Now, if this is truly meant, then the following is demanded of democratic nation states by UN’s professed policies:

• That without quite abandoning the current preparations for Military Defence, a parallel Nonviolent Defence be instituted overseen by a Nonviolent Defence Ministry;

• Every citizen be granted freedom to be trained in Nonviolent Defence rather than in Armed Defence;

• Every citizen, who is a votary of nonviolence, be granted the freedom to divert his or her defence tax from Armed Defence to Nonviolent Defence.

It is noteworthy that if half the tax-payers all over the world opted for Nonviolent Defence, US$ 1 million per minute would become readily available for training in this alternative to war.

Thus, if today the importance of studying, teaching and researching nonviolence as a science is recognized, future generations will, in due time, be duly equipped with the necessary tools and skills of nonviolent conflict resolution and so may be able to abjure war totally. It is, in this context, noteworthy that Gandhi looks upon Satyagraha (Nonviolent Resistance) too as a science.
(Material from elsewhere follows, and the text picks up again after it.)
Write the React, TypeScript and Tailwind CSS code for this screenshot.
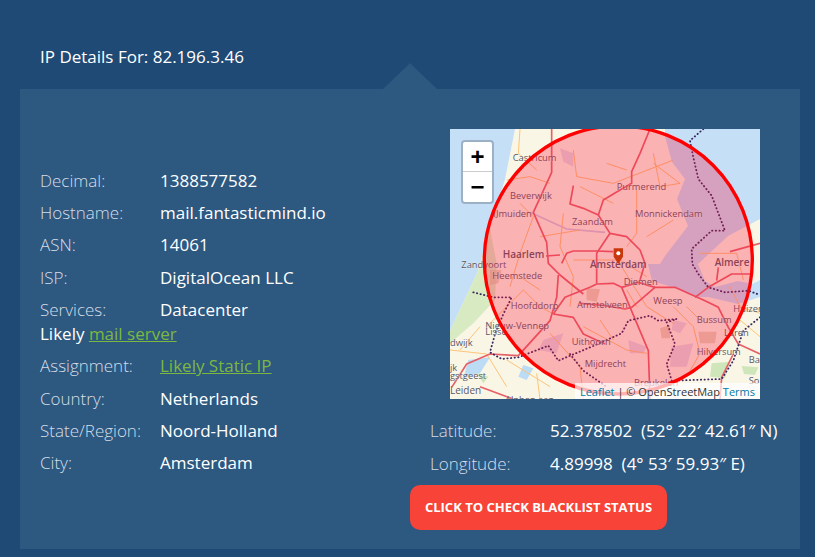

So, on this year of historical significance, let us, ordinary people of our Global Village, take the lead in launching a global campaign for Nonviolent Defence which is only demanded by Satyagraha regarded as insistence on the truth of humankind’s essential oneness. Our small, but vigorous Gandhian NGO – Shanti Sahyog – has already begun it, and it should be far easier and infinitely more effective for nations worldwide to follow suit. If we want to gift the legacy of a nonviolent world order to our future generations, it is imperative that we make a global experiment with love by politically legitimising nonviolent conflict resolution through the introduction of Nonviolent Defence in nation states worldwide.